### Written instruction
Give every line again exactly as it appears, please, but not the pictures.

[Data listing]
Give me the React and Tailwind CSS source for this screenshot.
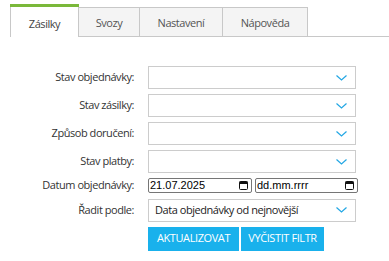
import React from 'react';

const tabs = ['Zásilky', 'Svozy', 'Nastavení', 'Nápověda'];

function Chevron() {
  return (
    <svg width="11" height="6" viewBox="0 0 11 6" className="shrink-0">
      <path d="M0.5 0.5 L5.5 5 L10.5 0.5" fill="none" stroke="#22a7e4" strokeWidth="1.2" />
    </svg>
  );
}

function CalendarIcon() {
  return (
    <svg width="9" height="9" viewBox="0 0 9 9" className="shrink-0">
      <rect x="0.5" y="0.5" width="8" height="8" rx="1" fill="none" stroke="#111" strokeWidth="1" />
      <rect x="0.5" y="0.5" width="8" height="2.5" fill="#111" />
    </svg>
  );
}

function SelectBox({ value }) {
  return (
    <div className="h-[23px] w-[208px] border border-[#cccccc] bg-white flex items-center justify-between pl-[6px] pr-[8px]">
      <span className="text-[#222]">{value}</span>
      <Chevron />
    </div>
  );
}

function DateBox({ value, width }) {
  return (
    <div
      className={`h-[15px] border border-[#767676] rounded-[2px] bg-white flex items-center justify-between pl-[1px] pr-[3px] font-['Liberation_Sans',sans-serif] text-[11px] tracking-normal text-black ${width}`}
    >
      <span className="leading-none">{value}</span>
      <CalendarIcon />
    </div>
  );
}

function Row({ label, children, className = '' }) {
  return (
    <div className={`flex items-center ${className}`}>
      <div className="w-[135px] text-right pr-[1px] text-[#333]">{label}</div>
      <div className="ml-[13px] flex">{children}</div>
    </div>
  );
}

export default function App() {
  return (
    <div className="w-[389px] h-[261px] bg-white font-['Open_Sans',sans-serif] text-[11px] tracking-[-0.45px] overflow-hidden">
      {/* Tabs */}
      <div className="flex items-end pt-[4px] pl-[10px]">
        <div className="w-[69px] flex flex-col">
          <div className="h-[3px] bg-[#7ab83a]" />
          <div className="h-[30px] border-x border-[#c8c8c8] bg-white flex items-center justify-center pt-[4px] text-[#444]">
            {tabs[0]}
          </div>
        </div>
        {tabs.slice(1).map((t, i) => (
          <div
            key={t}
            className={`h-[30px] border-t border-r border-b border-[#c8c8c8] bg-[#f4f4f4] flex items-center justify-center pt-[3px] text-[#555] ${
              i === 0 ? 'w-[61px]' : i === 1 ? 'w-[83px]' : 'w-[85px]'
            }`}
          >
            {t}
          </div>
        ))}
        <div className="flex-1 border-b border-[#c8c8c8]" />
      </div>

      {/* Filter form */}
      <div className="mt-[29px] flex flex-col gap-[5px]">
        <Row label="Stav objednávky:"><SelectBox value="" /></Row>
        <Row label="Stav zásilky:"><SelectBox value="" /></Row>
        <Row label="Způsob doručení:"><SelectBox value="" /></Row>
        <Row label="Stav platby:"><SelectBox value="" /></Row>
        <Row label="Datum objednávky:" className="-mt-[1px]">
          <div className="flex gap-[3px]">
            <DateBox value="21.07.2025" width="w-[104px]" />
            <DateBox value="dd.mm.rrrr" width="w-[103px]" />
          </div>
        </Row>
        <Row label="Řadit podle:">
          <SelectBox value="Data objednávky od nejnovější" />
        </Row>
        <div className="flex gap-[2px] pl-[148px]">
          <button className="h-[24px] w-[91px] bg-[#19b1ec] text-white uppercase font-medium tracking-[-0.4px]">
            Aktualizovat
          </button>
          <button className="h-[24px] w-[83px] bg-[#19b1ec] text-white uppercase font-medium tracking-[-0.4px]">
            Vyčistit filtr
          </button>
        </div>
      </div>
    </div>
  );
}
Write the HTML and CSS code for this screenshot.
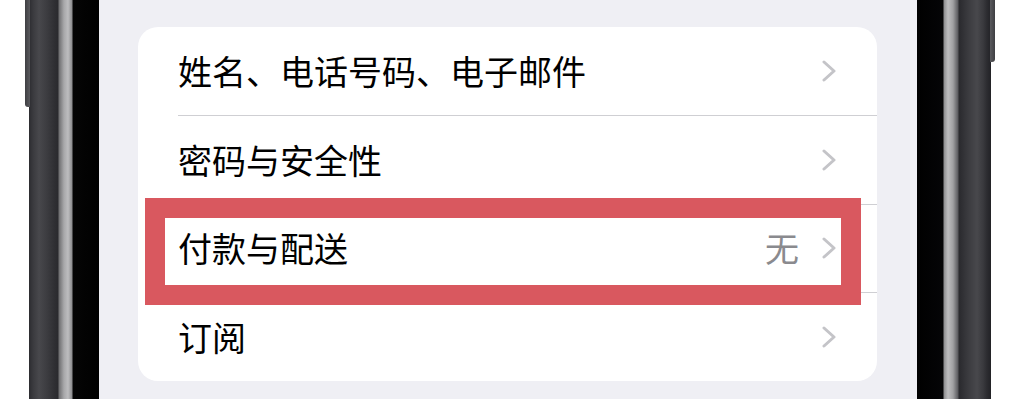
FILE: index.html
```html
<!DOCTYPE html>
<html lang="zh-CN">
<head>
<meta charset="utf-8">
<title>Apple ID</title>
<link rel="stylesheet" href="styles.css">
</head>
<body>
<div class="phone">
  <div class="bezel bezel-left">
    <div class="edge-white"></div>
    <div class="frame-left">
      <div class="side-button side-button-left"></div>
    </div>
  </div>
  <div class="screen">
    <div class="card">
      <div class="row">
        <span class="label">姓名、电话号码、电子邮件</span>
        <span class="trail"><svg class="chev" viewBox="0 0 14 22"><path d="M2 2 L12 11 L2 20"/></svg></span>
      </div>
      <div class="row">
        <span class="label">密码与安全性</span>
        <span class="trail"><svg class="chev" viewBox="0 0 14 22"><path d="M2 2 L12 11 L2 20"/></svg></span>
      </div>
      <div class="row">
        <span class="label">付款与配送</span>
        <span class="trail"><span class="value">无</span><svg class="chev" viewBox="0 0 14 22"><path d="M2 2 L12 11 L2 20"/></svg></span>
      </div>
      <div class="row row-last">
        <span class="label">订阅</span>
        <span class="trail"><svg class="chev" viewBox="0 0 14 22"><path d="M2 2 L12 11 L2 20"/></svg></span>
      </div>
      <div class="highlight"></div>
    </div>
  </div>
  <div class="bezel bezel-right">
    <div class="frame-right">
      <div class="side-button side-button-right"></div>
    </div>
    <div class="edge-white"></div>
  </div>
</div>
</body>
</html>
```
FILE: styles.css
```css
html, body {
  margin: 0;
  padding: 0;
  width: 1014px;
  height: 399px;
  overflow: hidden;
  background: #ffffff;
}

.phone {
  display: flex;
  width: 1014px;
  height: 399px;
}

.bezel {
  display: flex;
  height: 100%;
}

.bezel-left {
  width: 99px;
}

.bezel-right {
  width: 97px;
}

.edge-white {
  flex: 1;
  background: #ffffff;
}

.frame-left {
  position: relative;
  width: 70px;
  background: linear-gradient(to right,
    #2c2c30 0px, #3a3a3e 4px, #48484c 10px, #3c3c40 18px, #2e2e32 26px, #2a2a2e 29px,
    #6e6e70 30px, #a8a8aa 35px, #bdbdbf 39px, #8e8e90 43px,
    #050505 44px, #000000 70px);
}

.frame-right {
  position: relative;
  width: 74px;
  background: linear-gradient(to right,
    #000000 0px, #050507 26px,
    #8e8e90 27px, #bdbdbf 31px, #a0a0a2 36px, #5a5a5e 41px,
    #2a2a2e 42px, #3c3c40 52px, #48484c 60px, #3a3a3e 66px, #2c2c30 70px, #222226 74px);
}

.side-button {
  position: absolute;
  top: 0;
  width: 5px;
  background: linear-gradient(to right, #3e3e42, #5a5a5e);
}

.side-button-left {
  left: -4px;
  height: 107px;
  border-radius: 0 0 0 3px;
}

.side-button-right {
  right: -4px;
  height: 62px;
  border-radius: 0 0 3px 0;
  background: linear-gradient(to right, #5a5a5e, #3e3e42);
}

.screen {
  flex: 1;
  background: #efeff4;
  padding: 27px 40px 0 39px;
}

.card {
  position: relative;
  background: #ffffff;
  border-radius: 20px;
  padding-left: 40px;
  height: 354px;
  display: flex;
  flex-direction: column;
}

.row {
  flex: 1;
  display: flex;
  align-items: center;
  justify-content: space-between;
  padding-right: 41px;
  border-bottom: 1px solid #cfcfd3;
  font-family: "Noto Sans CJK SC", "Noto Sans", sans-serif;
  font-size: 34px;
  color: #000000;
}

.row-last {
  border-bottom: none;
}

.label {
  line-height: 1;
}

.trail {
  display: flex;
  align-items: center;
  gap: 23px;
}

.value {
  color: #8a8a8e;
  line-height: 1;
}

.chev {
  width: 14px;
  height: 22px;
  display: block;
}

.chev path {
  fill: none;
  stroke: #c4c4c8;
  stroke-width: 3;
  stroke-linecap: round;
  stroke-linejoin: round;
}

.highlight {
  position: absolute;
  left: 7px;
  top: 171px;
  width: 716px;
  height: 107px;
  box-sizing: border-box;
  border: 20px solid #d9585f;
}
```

### Written answer
Give me the React and Tailwind CSS source for this screenshot.
import React from 'react';

const tabs = ['Zásilky', 'Svozy', 'Nastavení', 'Nápověda'];

function Chevron() {
  return (
    <svg width="11" height="6" viewBox="0 0 11 6" className="shrink-0">
      <path d="M0.5 0.5 L5.5 5 L10.5 0.5" fill="none" stroke="#22a7e4" strokeWidth="1.2" />
    </svg>
  );
}

function CalendarIcon() {
  return (
    <svg width="9" height="9" viewBox="0 0 9 9" className="shrink-0">
      <rect x="0.5" y="0.5" width="8" height="8" rx="1" fill="none" stroke="#111" strokeWidth="1" />
      <rect x="0.5" y="0.5" width="8" height="2.5" fill="#111" />
    </svg>
  );
}

function SelectBox({ value }) {
  return (
    <div className="h-[23px] w-[208px] border border-[#cccccc] bg-white flex items-center justify-between pl-[6px] pr-[8px]">
      <span className="text-[#222]">{value}</span>
      <Chevron />
    </div>
  );
}

function DateBox({ value, width }) {
  return (
    <div
      className={`h-[15px] border border-[#767676] rounded-[2px] bg-white flex items-center justify-between pl-[1px] pr-[3px] font-['Liberation_Sans',sans-serif] text-[11px] tracking-normal text-black ${width}`}
    >
      <span className="leading-none">{value}</span>
      <CalendarIcon />
    </div>
  );
}

function Row({ label, children, className = '' }) {
  return (
    <div className={`flex items-center ${className}`}>
      <div className="w-[135px] text-right pr-[1px] text-[#333]">{label}</div>
      <div className="ml-[13px] flex">{children}</div>
    </div>
  );
}

export default function App() {
  return (
    <div className="w-[389px] h-[261px] bg-white font-['Open_Sans',sans-serif] text-[11px] tracking-[-0.45px] overflow-hidden">
      {/* Tabs */}
      <div className="flex items-end pt-[4px] pl-[10px]">
        <div className="w-[69px] flex flex-col">
          <div className="h-[3px] bg-[#7ab83a]" />
          <div className="h-[30px] border-x border-[#c8c8c8] bg-white flex items-center justify-center pt-[4px] text-[#444]">
            {tabs[0]}
          </div>
        </div>
        {tabs.slice(1).map((t, i) => (
          <div
            key={t}
            className={`h-[30px] border-t border-r border-b border-[#c8c8c8] bg-[#f4f4f4] flex items-center justify-center pt-[3px] text-[#555] ${
              i === 0 ? 'w-[61px]' : i === 1 ? 'w-[83px]' : 'w-[85px]'
            }`}
          >
            {t}
          </div>
        ))}
        <div className="flex-1 border-b border-[#c8c8c8]" />
      </div>

      {/* Filter form */}
      <div className="mt-[29px] flex flex-col gap-[5px]">
        <Row label="Stav objednávky:"><SelectBox value="" /></Row>
        <Row label="Stav zásilky:"><SelectBox value="" /></Row>
        <Row label="Způsob doručení:"><SelectBox value="" /></Row>
        <Row label="Stav platby:"><SelectBox value="" /></Row>
        <Row label="Datum objednávky:" className="-mt-[1px]">
          <div className="flex gap-[3px]">
            <DateBox value="21.07.2025" width="w-[104px]" />
            <DateBox value="dd.mm.rrrr" width="w-[103px]" />
          </div>
        </Row>
        <Row label="Řadit podle:">
          <SelectBox value="Data objednávky od nejnovější" />
        </Row>
        <div className="flex gap-[2px] pl-[148px]">
          <button className="h-[24px] w-[91px] bg-[#19b1ec] text-white uppercase font-medium tracking-[-0.4px]">
            Aktualizovat
          </button>
          <button className="h-[24px] w-[83px] bg-[#19b1ec] text-white uppercase font-medium tracking-[-0.4px]">
            Vyčistit filtr
          </button>
        </div>
      </div>
    </div>
  );
}
Write the HTML and CSS code for this screenshot.
FILE: index.html
```html
<!DOCTYPE html>
<html lang="zh-CN">
<head>
<meta charset="utf-8">
<title>Apple ID</title>
<link rel="stylesheet" href="styles.css">
</head>
<body>
<div class="phone">
  <div class="bezel bezel-left">
    <div class="edge-white"></div>
    <div class="frame-left">
      <div class="side-button side-button-left"></div>
    </div>
  </div>
  <div class="screen">
    <div class="card">
      <div class="row">
        <span class="label">姓名、电话号码、电子邮件</span>
        <span class="trail"><svg class="chev" viewBox="0 0 14 22"><path d="M2 2 L12 11 L2 20"/></svg></span>
      </div>
      <div class="row">
        <span class="label">密码与安全性</span>
        <span class="trail"><svg class="chev" viewBox="0 0 14 22"><path d="M2 2 L12 11 L2 20"/></svg></span>
      </div>
      <div class="row">
        <span class="label">付款与配送</span>
        <span class="trail"><span class="value">无</span><svg class="chev" viewBox="0 0 14 22"><path d="M2 2 L12 11 L2 20"/></svg></span>
      </div>
      <div class="row row-last">
        <span class="label">订阅</span>
        <span class="trail"><svg class="chev" viewBox="0 0 14 22"><path d="M2 2 L12 11 L2 20"/></svg></span>
      </div>
      <div class="highlight"></div>
    </div>
  </div>
  <div class="bezel bezel-right">
    <div class="frame-right">
      <div class="side-button side-button-right"></div>
    </div>
    <div class="edge-white"></div>
  </div>
</div>
</body>
</html>
```
FILE: styles.css
```css
html, body {
  margin: 0;
  padding: 0;
  width: 1014px;
  height: 399px;
  overflow: hidden;
  background: #ffffff;
}

.phone {
  display: flex;
  width: 1014px;
  height: 399px;
}

.bezel {
  display: flex;
  height: 100%;
}

.bezel-left {
  width: 99px;
}

.bezel-right {
  width: 97px;
}

.edge-white {
  flex: 1;
  background: #ffffff;
}

.frame-left {
  position: relative;
  width: 70px;
  background: linear-gradient(to right,
    #2c2c30 0px, #3a3a3e 4px, #48484c 10px, #3c3c40 18px, #2e2e32 26px, #2a2a2e 29px,
    #6e6e70 30px, #a8a8aa 35px, #bdbdbf 39px, #8e8e90 43px,
    #050505 44px, #000000 70px);
}

.frame-right {
  position: relative;
  width: 74px;
  background: linear-gradient(to right,
    #000000 0px, #050507 26px,
    #8e8e90 27px, #bdbdbf 31px, #a0a0a2 36px, #5a5a5e 41px,
    #2a2a2e 42px, #3c3c40 52px, #48484c 60px, #3a3a3e 66px, #2c2c30 70px, #222226 74px);
}

.side-button {
  position: absolute;
  top: 0;
  width: 5px;
  background: linear-gradient(to right, #3e3e42, #5a5a5e);
}

.side-button-left {
  left: -4px;
  height: 107px;
  border-radius: 0 0 0 3px;
}

.side-button-right {
  right: -4px;
  height: 62px;
  border-radius: 0 0 3px 0;
  background: linear-gradient(to right, #5a5a5e, #3e3e42);
}

.screen {
  flex: 1;
  background: #efeff4;
  padding: 27px 40px 0 39px;
}

.card {
  position: relative;
  background: #ffffff;
  border-radius: 20px;
  padding-left: 40px;
  height: 354px;
  display: flex;
  flex-direction: column;
}

.row {
  flex: 1;
  display: flex;
  align-items: center;
  justify-content: space-between;
  padding-right: 41px;
  border-bottom: 1px solid #cfcfd3;
  font-family: "Noto Sans CJK SC", "Noto Sans", sans-serif;
  font-size: 34px;
  color: #000000;
}

.row-last {
  border-bottom: none;
}

.label {
  line-height: 1;
}

.trail {
  display: flex;
  align-items: center;
  gap: 23px;
}

.value {
  color: #8a8a8e;
  line-height: 1;
}

.chev {
  width: 14px;
  height: 22px;
  display: block;
}

.chev path {
  fill: none;
  stroke: #c4c4c8;
  stroke-width: 3;
  stroke-linecap: round;
  stroke-linejoin: round;
}

.highlight {
  position: absolute;
  left: 7px;
  top: 171px;
  width: 716px;
  height: 107px;
  box-sizing: border-box;
  border: 20px solid #d9585f;
}
```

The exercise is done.